Friday, 15 September 2017

Final year Fine Art & Contemporary Cultures BAhons #1

Notes on picking up where I left off. Aka 'Why choose to do a degree here'.

I hope to achieve two things with this blog. Firstly I want to document my progression through the last year of my Fine Art & Contemporary Cultures BA Hons degree with the hope that diarising my experience will feed into other writing and understanding of what I'm trying to achieve with my work.

Secondly, I want to document my study at Warwickshire College, Leamington Spa campus to give people thinking about becoming a student here a clearer idea about what it's like.  

There is a question over choosing to study Higher Education at a college, simply because of the educational hierarchy, Further Education colleges as this was sit firmly at the bottom of the triangle. However, as a former student here, and one who has experienced studying at a much larger university (3 years at Wolverhampton University straight after 6th form, leaving with (deep breath) a BAhons in History of Art, English and Media & Communications) I can say that there are some clear advantages, and disadvantages. Much of this first blog will go through those and I hope the next two years will serve back up my expectations. I will try to be honest.

My connection with the Fine Art & Contemporary Cultures course began in 2007 when I did the first 2 years (level 4 & 5) full time to achieve a diploma. I regretted not studying my passion straight out of school, instead I let myself to be talked into what my family considered to be a more employable option. When I was given the opportunity to fulfil my dream of studying art at this level I leapt at the chance. I fully participated in and enjoyed my two years at Leamington College.

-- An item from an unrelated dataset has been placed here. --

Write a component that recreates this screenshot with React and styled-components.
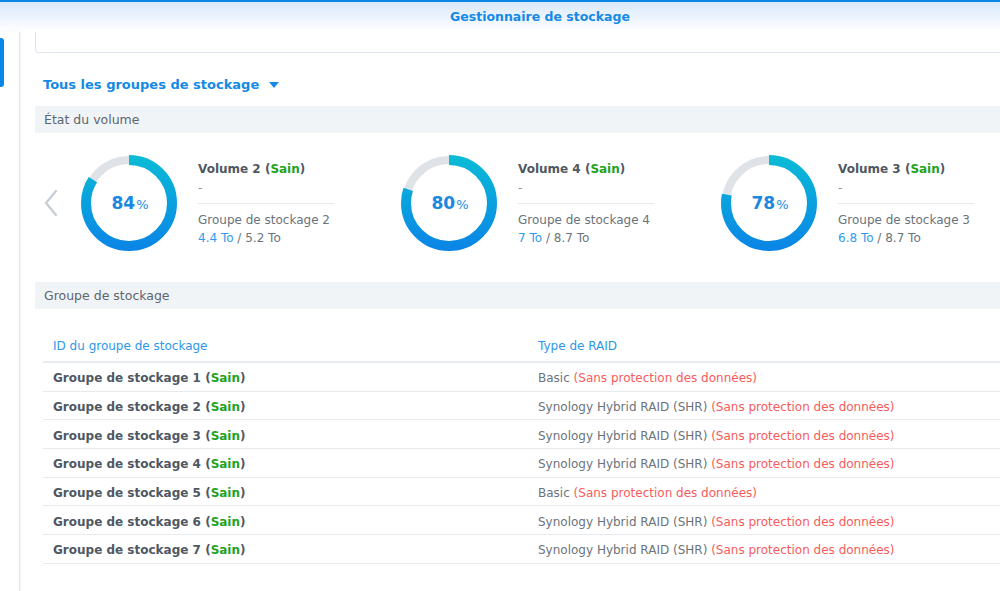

Back then the dipHE course at Leamington was affiliated with Birmingham Institute of Art & Design at St Margaret's School of Art, where one more year's study would have given me my degree. I found the transition to the institute very difficult. I found the travel too much, the tutorial times too inflexible to mix with work, I failed to 'gel' with my tutor. I missed my old studio space and the tutors at Leamington, and moreover I couldn't find myself at home in the dark, untouchable spaces within Margaret St. I was making architectural intervention with electrical tape at the time and found myself at odds with the institution's need to preserve the fabric of the building. So I gave it 4 months, tried out a few things but didn't learn much, then dropped out with relief. So when I found out from another artist that Leamington was now able to offer a final degree year I jumped at the opportunity.

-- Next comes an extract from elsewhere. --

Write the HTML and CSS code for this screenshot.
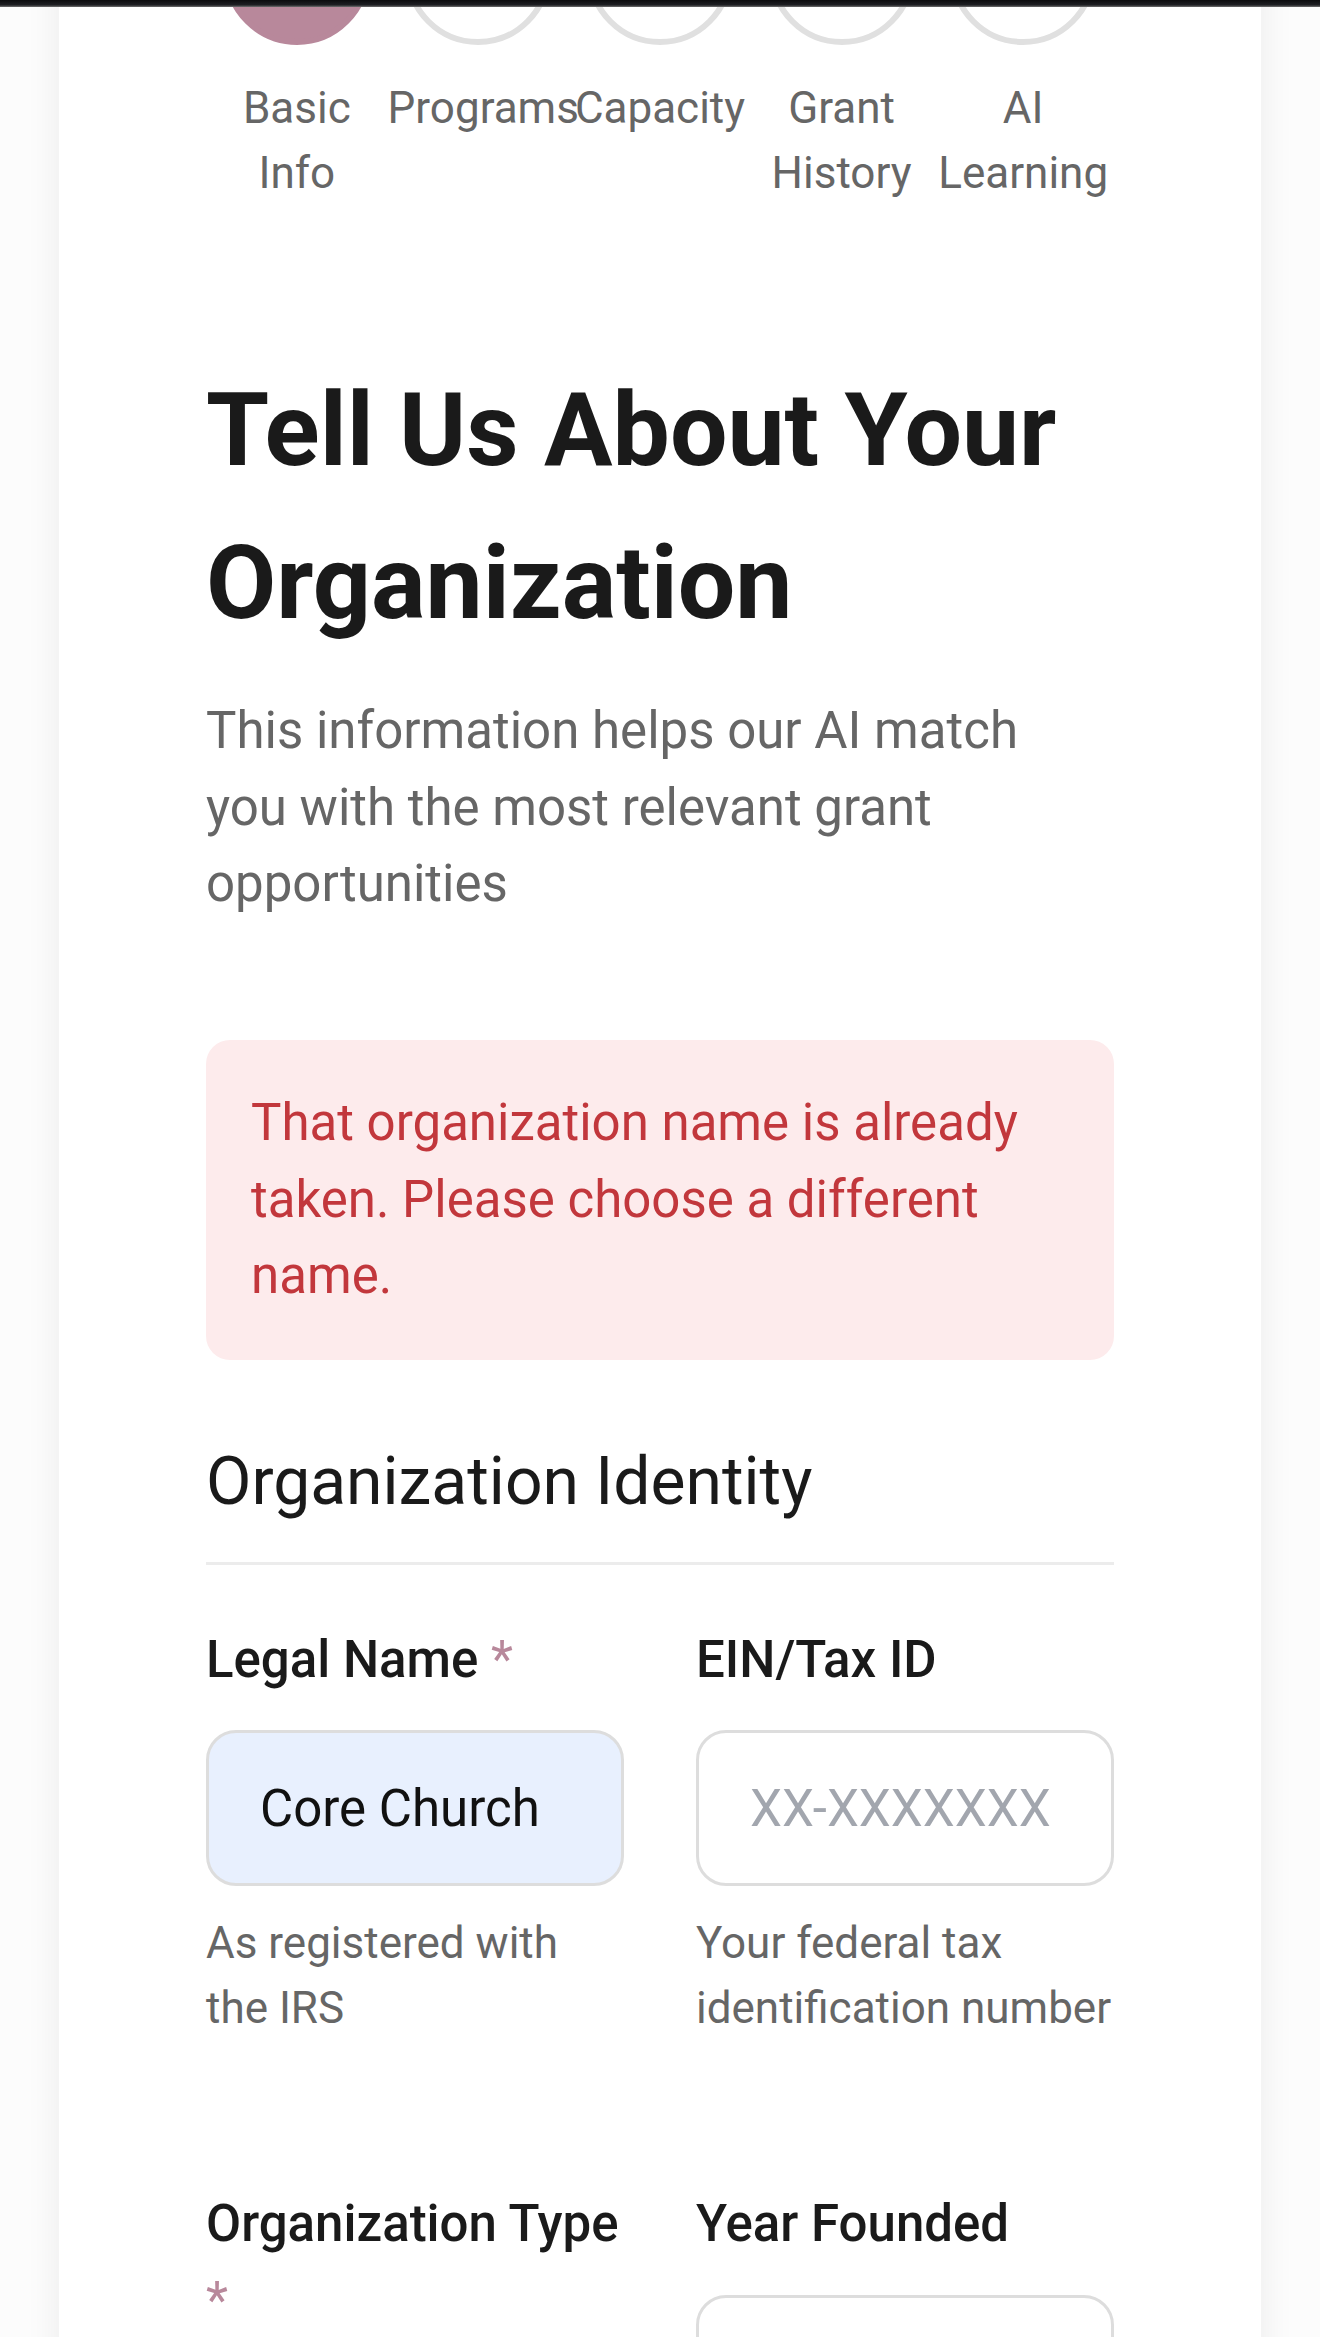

I've already mentioned in passing some of the reasons I failed to find study satisfactory at a larger, metropolitan college; time to travel, lack of dedicated studio space, inflexibility of tutorials because the sheer number of students a tutor has to get through makes it impossible to give much time to everyone. I think Leamington has a max. 30 students over all three year groups, including part-time students. At a larger art colleges only final year undergraduates generally get much of a tutor's time, but such small numbers give greater access to the expertise that the tutors can offer, and they are all working artists. Visiting artists have time to get round most students. Alongside division of available studio space into larger portions per undergraduate, greater apportioning of tuition is, I believe, the greater advantage of this course.

A large number of enrolled students can be very positive, and I believe that some miss the stimulus of other students around them, although I don't particularly. That feeling might be stronger for younger artists, however, I was glad to see at enrolment that this time older students didn't outnumber younger ones. In 2007 it was roughly half and half (I was in the older half at 35), and all the younger ones had left by the end of year 4 for a variety of reasons. This sadly changed the dynamic of the course, but on the positive side we got to expand into their studio spaces!

However, the name of a famous art college on your CV is undeniably helpful. The artistic need to stand out of the throng is greater on large courses, and probably drives ambition. You can get swept along with outstanding groups of developing artists. There is more likelihood of influential persons from the art world turning up the the your end-of-term show simply because they get to see a lot in one place or of a someone buying all your work.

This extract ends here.